Recorded information:
***
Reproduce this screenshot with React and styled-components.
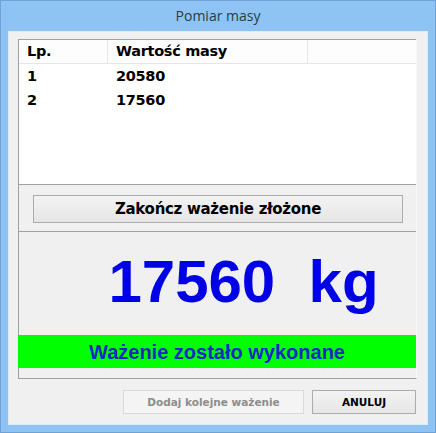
import React from "react";
import styled, { createGlobalStyle } from "styled-components";

const Global = createGlobalStyle`
  html, body { margin: 0; padding: 0; background: #8ec4f3; }
  * { box-sizing: border-box; }
`;

const Window = styled.div`
  width: 436px;
  height: 433px;
  background: #8ec4f3;
  border: 1px solid #6fa3d8;
  display: flex;
  flex-direction: column;
`;

const TitleBar = styled.div`
  height: 30px;
  display: flex;
  align-items: center;
  justify-content: center;
  font-family: "Open Sans", "Liberation Sans", sans-serif;
  font-size: 14px;
  color: #2b3a4a;
  padding-bottom: 1px;
`;

const Client = styled.div`
  flex: 1;
  margin: 0 7px 7px 7px;
  background: #f0f0f0;
  border: 1px solid #dcecfb;
  display: flex;
  flex-direction: column;
  padding: 7px 10px 0 9px;
`;

const Panel = styled.div`
  border-left: 1px solid #a0a0a0;
  border-right: 1px solid #f8f8f8;
  border-bottom: 1px solid #a0a0a0;
  display: flex;
  flex-direction: column;
  height: 340px;
`;

const List = styled.div`
  background: #ffffff;
  border-top: 1px solid #a0a0a0;
  height: 146px;
  border-bottom: 1px solid #a0a0a0;
  display: flex;
  flex-direction: column;
`;

const Grid = styled.div`
  display: grid;
  grid-template-columns: 89px 200px 1fr;
  font-family: "DejaVu Sans", Verdana, sans-serif;
  font-weight: bold;
  font-size: 14.5px;
  color: #000;
`;

const HeadCell = styled.div`
  height: 24px;
  line-height: 23px;
  padding-left: 8px;
  background: #fdfdfd;
  border-bottom: 1px solid #e6e6e6;
  border-right: ${(p) => (p.$last ? "none" : "1px solid #e6e6e6")};
  letter-spacing: -0.3px;
`;

const Cell = styled.div`
  height: 24px;
  line-height: 24px;
  padding-left: 8px;
  letter-spacing: -0.3px;
`;

const ButtonArea = styled.div`
  height: 47px;
  display: flex;
  align-items: center;
  justify-content: center;
  border-bottom: 1px solid #a0a0a0;
`;

const BigButton = styled.button`
  width: 370px;
  height: 28px;
  margin-left: 1px;
  margin-top: 1px;
  border: 1px solid #acacac;
  background: linear-gradient(#f3f3f3, #e6e6e6);
  font-family: "DejaVu Sans", Verdana, sans-serif;
  font-weight: bold;
  font-size: 15px;
  color: #000;
  letter-spacing: -0.3px;
  padding: 0;
`;

const Display = styled.div`
  flex: 1;
  display: flex;
  align-items: center;
  justify-content: center;
  font-family: "Liberation Sans", Arial, sans-serif;
  font-weight: bold;
  font-size: 60px;
  color: #0000e6;
  white-space: pre;
  padding-left: 52px;
  padding-bottom: 4px;
`;

const Status = styled.div`
  height: 33px;
  margin-left: -1px;
  margin-bottom: 10px;
  background: #00ff00;
  display: flex;
  align-items: center;
  justify-content: center;
  font-family: "Liberation Sans", Arial, sans-serif;
  font-weight: bold;
  font-size: 20px;
  color: #1428c8;
  padding-top: 1px;
`;

const Footer = styled.div`
  flex: 1;
  display: flex;
  justify-content: flex-end;
  align-items: flex-start;
  gap: 8px;
  padding-top: 11px;
  padding-right: 1px;
`;

const FooterButton = styled.button`
  width: ${(p) => p.$w}px;
  height: 24px;
  border: 1px solid ${(p) => (p.disabled ? "#d9d9d9" : "#acacac")};
  background: ${(p) =>
    p.disabled ? "#f4f4f4" : "linear-gradient(#f3f3f3, #e6e6e6)"};
  font-family: "DejaVu Sans", Verdana, sans-serif;
  font-weight: bold;
  font-size: 10.5px;
  color: ${(p) => (p.disabled ? "#8d8d8d" : "#000")};
  padding: 0;
`;

const rows = [
  ["1", "20580"],
  ["2", "17560"],
];

export default function App() {
  return (
    <>
      <Global />
      <Window>
        <TitleBar>Pomiar masy</TitleBar>
        <Client>
          <Panel>
            <List>
              <Grid>
                <HeadCell>Lp.</HeadCell>
                <HeadCell>Wartość masy</HeadCell>
                <HeadCell $last />
                {rows.map(([a, b]) => (
                  <React.Fragment key={a}>
                    <Cell>{a}</Cell>
                    <Cell>{b}</Cell>
                    <Cell />
                  </React.Fragment>
                ))}
              </Grid>
            </List>
            <ButtonArea>
              <BigButton>Zakończ ważenie złożone</BigButton>
            </ButtonArea>
            <Display>{"17560  kg"}</Display>
            <Status>Ważenie zostało wykonane</Status>
          </Panel>
          <Footer>
            <FooterButton $w={181} disabled>
              Dodaj kolejne ważenie
            </FooterButton>
            <FooterButton $w={104}>ANULUJ</FooterButton>
          </Footer>
        </Client>
      </Window>
    </>
  );
}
***
Exercise instructions: Print out the lines exactly, skipping any picture.

Expected answer:
Reproduce this screenshot with React and styled-components.
import React from "react";
import styled, { createGlobalStyle } from "styled-components";

const Global = createGlobalStyle`
  html, body { margin: 0; padding: 0; background: #8ec4f3; }
  * { box-sizing: border-box; }
`;

const Window = styled.div`
  width: 436px;
  height: 433px;
  background: #8ec4f3;
  border: 1px solid #6fa3d8;
  display: flex;
  flex-direction: column;
`;

const TitleBar = styled.div`
  height: 30px;
  display: flex;
  align-items: center;
  justify-content: center;
  font-family: "Open Sans", "Liberation Sans", sans-serif;
  font-size: 14px;
  color: #2b3a4a;
  padding-bottom: 1px;
`;

const Client = styled.div`
  flex: 1;
  margin: 0 7px 7px 7px;
  background: #f0f0f0;
  border: 1px solid #dcecfb;
  display: flex;
  flex-direction: column;
  padding: 7px 10px 0 9px;
`;

const Panel = styled.div`
  border-left: 1px solid #a0a0a0;
  border-right: 1px solid #f8f8f8;
  border-bottom: 1px solid #a0a0a0;
  display: flex;
  flex-direction: column;
  height: 340px;
`;

const List = styled.div`
  background: #ffffff;
  border-top: 1px solid #a0a0a0;
  height: 146px;
  border-bottom: 1px solid #a0a0a0;
  display: flex;
  flex-direction: column;
`;

const Grid = styled.div`
  display: grid;
  grid-template-columns: 89px 200px 1fr;
  font-family: "DejaVu Sans", Verdana, sans-serif;
  font-weight: bold;
  font-size: 14.5px;
  color: #000;
`;

const HeadCell = styled.div`
  height: 24px;
  line-height: 23px;
  padding-left: 8px;
  background: #fdfdfd;
  border-bottom: 1px solid #e6e6e6;
  border-right: ${(p) => (p.$last ? "none" : "1px solid #e6e6e6")};
  letter-spacing: -0.3px;
`;

const Cell = styled.div`
  height: 24px;
  line-height: 24px;
  padding-left: 8px;
  letter-spacing: -0.3px;
`;

const ButtonArea = styled.div`
  height: 47px;
  display: flex;
  align-items: center;
  justify-content: center;
  border-bottom: 1px solid #a0a0a0;
`;

const BigButton = styled.button`
  width: 370px;
  height: 28px;
  margin-left: 1px;
  margin-top: 1px;
  border: 1px solid #acacac;
  background: linear-gradient(#f3f3f3, #e6e6e6);
  font-family: "DejaVu Sans", Verdana, sans-serif;
  font-weight: bold;
  font-size: 15px;
  color: #000;
  letter-spacing: -0.3px;
  padding: 0;
`;

const Display = styled.div`
  flex: 1;
  display: flex;
  align-items: center;
  justify-content: center;
  font-family: "Liberation Sans", Arial, sans-serif;
  font-weight: bold;
  font-size: 60px;
  color: #0000e6;
  white-space: pre;
  padding-left: 52px;
  padding-bottom: 4px;
`;

const Status = styled.div`
  height: 33px;
  margin-left: -1px;
  margin-bottom: 10px;
  background: #00ff00;
  display: flex;
  align-items: center;
  justify-content: center;
  font-family: "Liberation Sans", Arial, sans-serif;
  font-weight: bold;
  font-size: 20px;
  color: #1428c8;
  padding-top: 1px;
`;

const Footer = styled.div`
  flex: 1;
  display: flex;
  justify-content: flex-end;
  align-items: flex-start;
  gap: 8px;
  padding-top: 11px;
  padding-right: 1px;
`;

const FooterButton = styled.button`
  width: ${(p) => p.$w}px;
  height: 24px;
  border: 1px solid ${(p) => (p.disabled ? "#d9d9d9" : "#acacac")};
  background: ${(p) =>
    p.disabled ? "#f4f4f4" : "linear-gradient(#f3f3f3, #e6e6e6)"};
  font-family: "DejaVu Sans", Verdana, sans-serif;
  font-weight: bold;
  font-size: 10.5px;
  color: ${(p) => (p.disabled ? "#8d8d8d" : "#000")};
  padding: 0;
`;

const rows = [
  ["1", "20580"],
  ["2", "17560"],
];

export default function App() {
  return (
    <>
      <Global />
      <Window>
        <TitleBar>Pomiar masy</TitleBar>
        <Client>
          <Panel>
            <List>
              <Grid>
                <HeadCell>Lp.</HeadCell>
                <HeadCell>Wartość masy</HeadCell>
                <HeadCell $last />
                {rows.map(([a, b]) => (
                  <React.Fragment key={a}>
                    <Cell>{a}</Cell>
                    <Cell>{b}</Cell>
                    <Cell />
                  </React.Fragment>
                ))}
              </Grid>
            </List>
            <ButtonArea>
              <BigButton>Zakończ ważenie złożone</BigButton>
            </ButtonArea>
            <Display>{"17560  kg"}</Display>
            <Status>Ważenie zostało wykonane</Status>
          </Panel>
          <Footer>
            <FooterButton $w={181} disabled>
              Dodaj kolejne ważenie
            </FooterButton>
            <FooterButton $w={104}>ANULUJ</FooterButton>
          </Footer>
        </Client>
      </Window>
    </>
  );
}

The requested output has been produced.